Jazz by Sun Ra, Indeed!
Michael F. Hopkins | Buffalo, NY USA | 05/12/2005
(5 out of 5 stars)

"Recorded in 1956, Sun Ra's first album (here in its entirety)
is a welcome addition to anyone's musical library. Along with
streamlined swingers like "Brainville" or "Future", sly
finger-poppers like "Lullaby For Realville", and speculative
serenades like "New Horizons" or "Sun Song", the Delmark CD
presents the previously-unissued dance call, "Swing A Little
Taste". With its tip to the orchestral romps of Fletcher
Henderson, Tadd Dameron, and Dizzy Gillespie, bearing a
chromatic savoir faire worthy of Duke Ellington himself,
the landmark session is classic Sun Ra, pointing the way
for the instrumental voicings of the next half-century,
and beyond.

Arkestra perennials such as tenor giant John Gilmore and
maverick baritonist Pat Patrick take their place alongside
unsung titans such as the bright, buoyant trumpeter Art
Hoyle. Others, such as the renowned trombonist Julian
Priester, gained fame elsewhere, only to rejoin the fold
decades later. All and more are a treat for the ears.
As for the pianist (who doubles on haunting organ for the
title song), his playing is joyously bright with sobering
skill; always gentle in his fierce determination.

As the Myth-Realist stated in the 1950s, "There is a
great need for America to give all of its creative
artists a chance". A gauntlet in the face of everything
from that period's McCarthyism to current fund-cutting
and other forms of censorship, Ra's words and music
have always held true to this idiomatic creed.

If you've experienced Sun Ra's artistic diversity
over the years, this disc comes as a powerful
addition but no surprise. If, however, you are
among those who dismiss Mr. Mystery as an eerie
noisemaker, I offer you this delightful shock,
an accurate pointer to what this grandmaster
of Jazz has always been about."
Good, But Not Great
Scott McFarland | Manassas, VA United States | 11/07/2002
(4 out of 5 stars)

"Ra fans will want this album.
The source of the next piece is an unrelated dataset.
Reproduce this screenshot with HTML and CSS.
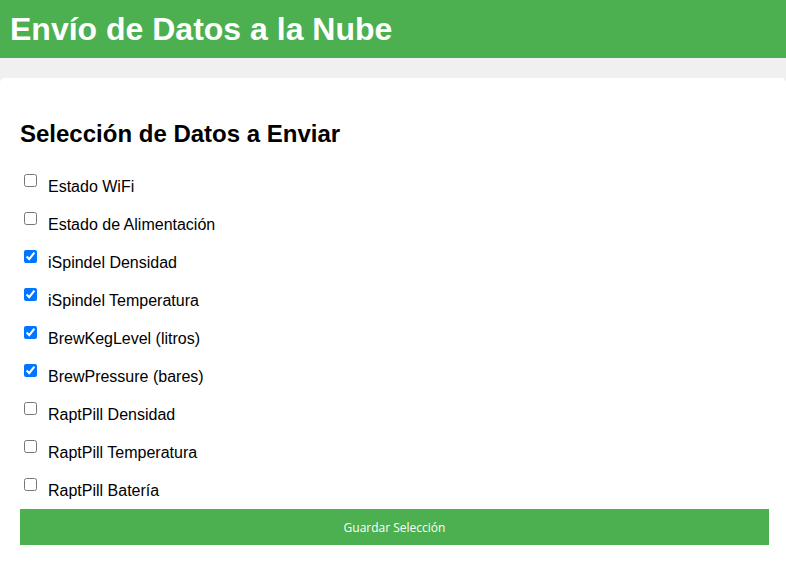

It shows where his head was at circa 1956, and captures the Arkestra at an interesting period where they could swing tight and hard. The sound quality and quality of the playing are both high.It should be noted, though, that the album is still relatively conventional and not as extraordinary as "Super Sonic Jazz" which Ra issued on his own label shortly after this, or the next session for Transition/Delmark now called "Sound of Joy"."
Swingin'!!! w/ Sun Ra???
jive rhapsodist | NYC, NY United States | 06/22/2006
(5 out of 5 stars)

"This is - like - the great lost Big Band CD. As has been noted, the influence of the Jazz Greats is everywhere. And at moments it would be possible to mistake this for a Mingus or Tadd Dameron session. But there's always some interesting moment of quirkiness that marks it as pure - but prehistoric - Ra. A quick overview:

1) Brainville: Marvelous use of Pat Patrick's baritone sax. A hypnotic theme that has some of the externals of Duke or Mingus but is relentlessly non-developmental in a way they could never be. Muted trumpet emerges out of the ensemble like pure early Gil Evans (Ella Speed, for example). A shout riff functions as a ritornello, almost hilarious in its purely formal nature. What does it propel? Not much...Julian Priester's boppy trombone is grooving.
2) Call For All Demons - Classic Ra theme - the illegitimate child of Caravan and Horace Silver. John Gilmore w/ demented quasi-Dameronian style comping. Jim Herndon's tympani solo (!!!) the star of the show.
3) Transition - Swinging at its most unswinging swinging-ness.The cowbell on the beat. the electric bass dutifully walking. The baritone dominates the sax section in a way that creates teleological visions of Fela. The generic Clifford/Lee - ism of the hard bop trumpeters is really piquant in the context. And then there's James Scales with his tortured Bird-isms.
4)Possession - A ballad which evokes Glenn Miller's Serenade In Blue - a Chicago favorite. All Gilmore, naturally.
5) A Street Named Hell - Could be the theme from the film of the same name. The tympani is again the star - amazing! That electric bass is so bad it's good.
6) Lullaby for Realville - what a groovy period piece - handclaps and everything. Not a pointed parody like Herbie Nichols' 2300 Skidoo, but cut from the same cloth. Than goodness for the upright bass here. Piano solo is beautifully addlebrained.
7) Future - Ra's piano at its approximate best - somewhere between Billy Strayhorn, Tristano and early Cecil Taylor. A strange place. Great orchestration of the drums - bringing them in and out. A whole psychodrama in 2:54.
8) Swing A Little Taste - Ra Jazz at its Ra Jazziest. The title says it all. So many cliches, all served up with a perfect pince sans rire. Enumerating all of them and their derivations could be an article in itself.(Buster) Keaton-esquely hilarious.
9) New Horizons - an almost conventionally beautiful film noir-y ballad. Could come from David Raskin's score for Joseph H. Lewis' The Big Combo. Goes up - tempo near the end for no discernable reason. Performance is so ragged, but that's part of its beauty.
10) Fall Off The Log -The incipient whole-toniness of some of the tunes doesn't really inform the solo sections as much as I might like. That's a typical transition Swing - to - Bop strategy that dates Sonny a bit. But somehow it's all of a jagged piece.
11) Sun Song - finally at the end the organ raises its lovely grotesque head. Perfect South Side Exotica. Chimes, temple blocks. Was Les Baxter an actual influence? I have no doubt..."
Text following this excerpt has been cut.